Mi dai un giudizio sulla tessera del tifoso? E che esperienze personali puoi raccontarci?
Da quando è entrata in vigore la tessera del tifoso, per quanto si presti ad alcune critiche, specie sulle interdizioni alle trasferte che a volte danneggiano anche tifosi “tranquilli”, il numero di incidenti è diminuito e il nostro lavoro ne ha tratto dunque indubbi benefici. Le tifoserie l’hanno molto avversata. Ricordo un giorno a Bergamo, volevano contestare appunto la tessera e Maroni. Si presentarono in 500 e noi eravamo 30. Vennero in corteo in silenzio, in una strada stretta e in discesa, verso di noi schierati. Ecco, possiamo parlare di esperienze personali, adesso. Ricordo la paura, quella sera, perché sapevamo che se ci fosse stato uno scontro in quella situazione qualcuno si sarebbe fatto molto male da entrambe le parti. Invece un tizio urlò: “ragazzi calmi, che se vogliamo questi sbirri li asfaltiamo, ma oggi non ce l’abbiamo con loro!”. Volevano solo contestare Maroni e poi lo fecero, danneggiando auto e lanciando oggetti altrove, ma evitarono un impatto diretto con noi. Credo che anche loro ebbero consapevolezza del rischio che si stava correndo tutti quanti in quel preciso momento.

Quali reazioni ci sono state all’uscita del libro?

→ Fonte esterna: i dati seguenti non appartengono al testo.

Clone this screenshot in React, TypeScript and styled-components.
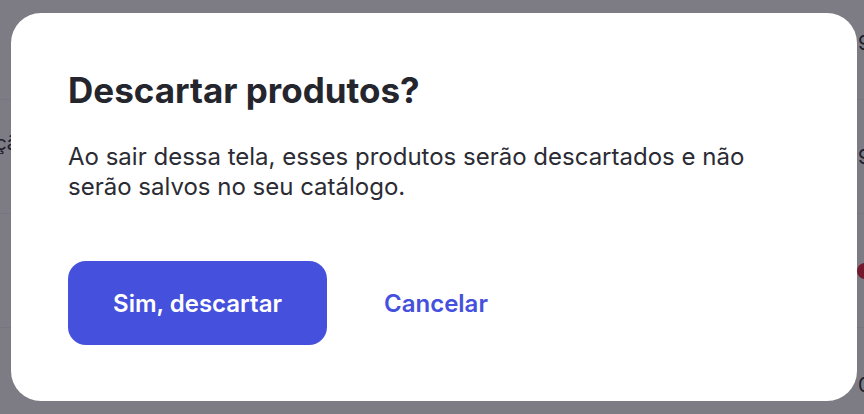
import React from "react";
import styled, { createGlobalStyle } from "styled-components";

const GlobalStyle = createGlobalStyle`
  html, body {
    margin: 0;
    padding: 0;
    width: 100%;
    height: 100%;
    overflow: hidden;
    font-family: Inter, "Noto Sans", sans-serif;
  }
  #root {
    height: 100%;
  }
`;

const rows = [
  { left: "", right: "9", dot: false },
  { left: "Produto sem descrição", right: "9", dot: false },
  { left: "", right: "", dot: true },
  { left: "", right: "0", dot: false },
];

const App = () => {
  return (
    <>
      <GlobalStyle />
      <Page>
        <List>
          {rows.map((r, i) => (
            <Row key={i}>
              <LeftCell>{r.left}</LeftCell>
              <Middle />
              <RightCell>{r.dot ? <Dot /> : r.right}</RightCell>
            </Row>
          ))}
        </List>
      </Page>

      <Overlay>
        <Modal role="dialog" aria-modal="true">
          <Title>Descartar produtos?</Title>
          <Text>
            Ao sair dessa tela, esses produtos serão descartados e não
            <br />
            serão salvos no seu catálogo.
          </Text>
          <Actions>
            <PrimaryButton>Sim, descartar</PrimaryButton>
            <LinkButton>Cancelar</LinkButton>
          </Actions>
        </Modal>
      </Overlay>
    </>
  );
};

export default App;

const Page = styled.div`
  height: 100%;
  background-color: #f7f7fa;
  overflow: hidden;
`;

const List = styled.div`
  display: flex;
  flex-direction: column;
  margin-top: -14px;
`;

const Row = styled.div`
  display: grid;
  grid-template-columns: 30px 1fr 6px;
  height: 113px;
  border-bottom: 1px solid #e9e9f0;
  align-items: center;
  color: #3a3a44;
  font-size: 20px;
  line-height: 24px;
`;

const LeftCell = styled.div`
  display: flex;
  justify-content: flex-end;
  align-self: start;
  padding-top: 31px;
  white-space: nowrap;
  min-width: 0;
`;

const Middle = styled.div``;

const RightCell = styled.div`
  display: flex;
  align-items: center;
  white-space: nowrap;
  overflow: visible;
`;

const Dot = styled.div`
  flex-shrink: 0;
  width: 16px;
  height: 16px;
  margin-left: -1px;
  border-radius: 50%;
  background-color: #e0304a;
`;

const Overlay = styled.div`
  position: fixed;
  inset: 0;
  background-color: rgba(4, 2, 16, 0.5);
  display: flex;
  align-items: center;
  justify-content: center;
`;

const Modal = styled.div`
  width: 846px;
  box-sizing: border-box;
  margin-left: 4px;
  background-color: #fff;
  border-radius: 30px;
  padding: 56px 56px 56px 57px;
  display: flex;
  flex-direction: column;
`;

const Title = styled.h2`
  margin: 0;
  font-size: 35px;
  line-height: 42px;
  font-weight: 700;
  color: #25252e;
`;

const Text = styled.p`
  margin: 31px 0 0;
  font-size: 24px;
  line-height: 30px;
  color: #2b2b34;
`;

const Actions = styled.div`
  display: flex;
  align-items: center;
  gap: 33px;
  margin-top: 59px;
`;

const PrimaryButton = styled.button`
  width: 259px;
  height: 84px;
  border: none;
  border-radius: 18px;
  background-color: #4550dd;
  color: #fff;
  font-family: Inter, "Noto Sans", sans-serif;
  font-size: 24px;
  font-weight: 600;
  cursor: pointer;
`;

const LinkButton = styled.button`
  border: none;
  background: none;
  padding: 12px 24px;
  color: #4550dd;
  font-family: Inter, "Noto Sans", sans-serif;
  font-size: 24px;
  font-weight: 600;
  cursor: pointer;
`;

É un libro che ha venduto e fatto discutere molto, sia tra i colleghi che tra i tifosi. Ho ricevuto tante mail di complimenti, mi sono confrontato e scritto con ragazzi che lavorano in altre forze di polizia e anche con ultrà, soprattutto alcuni che avevano lasciato le curve essendo invecchiati e riconoscevano i limiti di certe dinamiche. Qualche ultrà non ha gradito e mi ha mandato messaggi non proprio affettuosi, in qualche caso minacciando di venire alle mie presentazioni. Ma io ho sempre cercato di stemperare ogni tensione e rinunciato a un paio di eventi che potevano diventare problematici. Magari sarebbe stata un’occasione potente di visibilità mediatica ma non mi interessava e non sarebbe stato corretto rispetto al mio ruolo lavorativo. Io i problemi di ordine pubblico devo risolverli, non crearli.